Uma questão de perspectiva

Uma questão de perspectiva

Há alguns anos atrás mostrei ao meu filho mais velho o videoclip da canção ‘All I need’, dos Radiohead. Sempre adorei as músicas desta banda e quando vi o clip, que achei belíssimo, pensei que ele iria gostar de o ver. Estudante e praticante de um instrumento com reportório essencialmente clássico, está sempre aberto a conhecer formas diferentes de expressão musical do que as que ouve no conservatório. Para quem não conhece, o vídeo ilustra, num ecrã divido ao meio, um dia na vida de uma criança do primeiro mundo e o mesmo dia vivido por um grupo de crianças operárias de um qualquer país asiático. Esta dicotomia entre vidas completamente antagónicas, com graus de dificuldade e dureza opostas, faz-nos inevitavelmente pensar em questões como o contexto económico, social ou cultural em que nascemos e a forma como este influencia a nossa vida e as oportunidades que nos vão surgindo pela frente. Também nos faz relativizar as aparentes dificuldades que vamos sentindo no quotidiano e que, se na altura nos parecem intransponíveis, são em circunstâncias normais ultrapassáveis com menor ou maior esforço. Na maior parte das vezes, é justo dizer que a forma como vivemos depende essencialmente de nós e das escolhas que vamos fazendo, da adaptabilidade que adquirimos, do grau de exigência que nos impomos a nós mesmos. Temos ou tivemos as oportunidades e, bem ou mal, temos também o livre arbítrio para fazer da nossa vida o que bem entendermos.

Todas estas considerações são decididamente mais verdadeiras se a nossa infância se tiver parecido, na essência, com a que é retratada do lado esquerdo do ecrã, no vídeo dos Radiohead. Eu não acredito necessariamente no determinismo e penso que, por mais obstáculos que a vida nos coloque à frente, é sempre possível aspirarmos a algo mais, estabelecer metas pessoais e, porque não, ultrapassá-las. Podemos até virar a página a situações particularmente infelizes ou penosas e alcançar objectivos que nos podem ter parecido, por vezes, remotos ou até absurdos. Esta ambição, ou qualidade aspiracional, é essencial à materialização de qualquer projecto, seja ele de natureza pessoal ou profissional.

Reconheço porém que haverá circunstâncias em que a influência num indivíduo de tudo o que o rodeia pode ser esmagadora, de modo a cortar-lhe toda e qualquer possibilidade de realizar as suas aspirações ou até de as ter. Serão situações extremas, em que o que está em causa é a mais elementar sobrevivência diária. Muita gente no mundo viverá nestas condições. Felizmente, nunca tive, nem a maior parte das pessoas que conheço, de experimentar condições tão extremas e miseráveis. Podemos viver uma época particularmente difícil, desanimadora ou até depressiva, mas movimentamo-nos num casulo de conforto e bem estar que nos deveria relativizar as dificuldades. Temos também a opção de decidir mudar, arriscar, procurar oportunidades noutros locais menos deprimidos ou noutras áreas de negócio. A tal adaptabilidade. Penso realmente que é uma questão de perspectiva, de pesar de forma objectiva os pratos da balança.

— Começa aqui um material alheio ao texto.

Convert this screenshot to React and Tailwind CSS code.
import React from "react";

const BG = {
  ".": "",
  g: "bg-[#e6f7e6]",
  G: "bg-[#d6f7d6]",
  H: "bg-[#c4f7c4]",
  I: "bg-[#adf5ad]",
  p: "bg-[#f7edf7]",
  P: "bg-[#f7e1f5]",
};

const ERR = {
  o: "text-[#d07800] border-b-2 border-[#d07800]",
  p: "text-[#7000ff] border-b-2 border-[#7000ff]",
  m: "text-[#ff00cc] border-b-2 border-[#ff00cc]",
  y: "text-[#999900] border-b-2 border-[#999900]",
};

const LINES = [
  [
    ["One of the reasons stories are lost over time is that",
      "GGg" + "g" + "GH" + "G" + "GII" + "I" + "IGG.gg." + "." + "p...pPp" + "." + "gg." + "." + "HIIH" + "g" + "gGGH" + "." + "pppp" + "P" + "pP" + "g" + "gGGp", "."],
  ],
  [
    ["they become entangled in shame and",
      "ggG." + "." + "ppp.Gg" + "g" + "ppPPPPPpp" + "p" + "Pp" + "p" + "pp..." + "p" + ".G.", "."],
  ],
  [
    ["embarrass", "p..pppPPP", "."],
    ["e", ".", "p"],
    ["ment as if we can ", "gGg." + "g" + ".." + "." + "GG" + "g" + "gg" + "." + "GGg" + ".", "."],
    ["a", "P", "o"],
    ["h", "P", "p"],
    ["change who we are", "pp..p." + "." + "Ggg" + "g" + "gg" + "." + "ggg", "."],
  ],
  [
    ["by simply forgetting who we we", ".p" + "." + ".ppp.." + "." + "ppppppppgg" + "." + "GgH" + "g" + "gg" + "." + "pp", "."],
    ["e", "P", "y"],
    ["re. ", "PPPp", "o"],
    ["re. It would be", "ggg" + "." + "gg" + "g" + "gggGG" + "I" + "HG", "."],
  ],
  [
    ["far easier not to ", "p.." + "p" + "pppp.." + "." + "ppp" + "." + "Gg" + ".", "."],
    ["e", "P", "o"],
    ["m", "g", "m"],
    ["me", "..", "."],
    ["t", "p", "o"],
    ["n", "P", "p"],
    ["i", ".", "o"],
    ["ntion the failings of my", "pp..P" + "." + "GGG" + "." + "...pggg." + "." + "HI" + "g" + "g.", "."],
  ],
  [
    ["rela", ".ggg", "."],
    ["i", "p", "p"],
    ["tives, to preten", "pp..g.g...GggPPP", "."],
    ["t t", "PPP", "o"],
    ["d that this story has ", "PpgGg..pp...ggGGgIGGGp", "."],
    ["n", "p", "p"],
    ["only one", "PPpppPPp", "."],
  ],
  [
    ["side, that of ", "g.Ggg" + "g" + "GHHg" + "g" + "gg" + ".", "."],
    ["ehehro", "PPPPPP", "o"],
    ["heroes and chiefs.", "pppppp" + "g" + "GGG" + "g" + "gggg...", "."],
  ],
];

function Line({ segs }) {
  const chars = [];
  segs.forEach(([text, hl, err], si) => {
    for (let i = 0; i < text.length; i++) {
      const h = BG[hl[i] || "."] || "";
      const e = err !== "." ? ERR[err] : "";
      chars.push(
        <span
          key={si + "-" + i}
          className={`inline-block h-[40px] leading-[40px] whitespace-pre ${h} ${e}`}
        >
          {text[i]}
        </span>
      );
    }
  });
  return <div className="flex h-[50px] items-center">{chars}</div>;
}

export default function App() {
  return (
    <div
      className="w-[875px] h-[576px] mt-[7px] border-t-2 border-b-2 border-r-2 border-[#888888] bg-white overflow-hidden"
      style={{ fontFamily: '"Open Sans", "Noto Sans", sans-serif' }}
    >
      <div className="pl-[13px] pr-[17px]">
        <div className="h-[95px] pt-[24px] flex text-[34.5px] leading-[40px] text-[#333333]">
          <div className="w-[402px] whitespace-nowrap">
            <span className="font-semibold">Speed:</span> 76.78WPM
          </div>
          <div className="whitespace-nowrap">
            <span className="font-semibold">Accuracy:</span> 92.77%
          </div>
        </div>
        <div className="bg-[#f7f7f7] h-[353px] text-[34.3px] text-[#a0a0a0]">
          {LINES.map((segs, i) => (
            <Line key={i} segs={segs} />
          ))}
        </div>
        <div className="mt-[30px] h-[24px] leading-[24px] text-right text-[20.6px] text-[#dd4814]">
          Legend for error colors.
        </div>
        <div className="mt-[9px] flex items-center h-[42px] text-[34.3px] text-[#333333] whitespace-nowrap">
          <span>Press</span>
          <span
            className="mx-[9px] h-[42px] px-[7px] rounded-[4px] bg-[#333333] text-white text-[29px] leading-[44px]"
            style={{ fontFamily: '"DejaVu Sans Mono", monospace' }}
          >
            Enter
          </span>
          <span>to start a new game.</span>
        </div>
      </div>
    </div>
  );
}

No fim do vídeo o meu filho, na altura com 10 anos, disse-me que tinha gostado muito, tanto da música como das imagens. Animado com a sua resposta arrisquei a pergunta óbvia: Com qual das realidades representadas no vídeo é que ele se identificava mais?

A sua resposta não foi a que eu esperava ouvir e confesso o desconcerto que na altura senti. Provavelmente influenciado pelo facto de estar habituado a ter de fazer a cama, arrumar o quarto e ajudar em algumas tarefas domésticas, nem sempre com prazer evidente, o meu filho identificava-se com o duro quotidiano das crianças operárias retratadas do lado direito do ecrã.

Quando o fiz ver a injustiça e evidente disparate da sua resposta e a sorte que tem por viver como e onde vive, mudou, envergonhado, de opinião.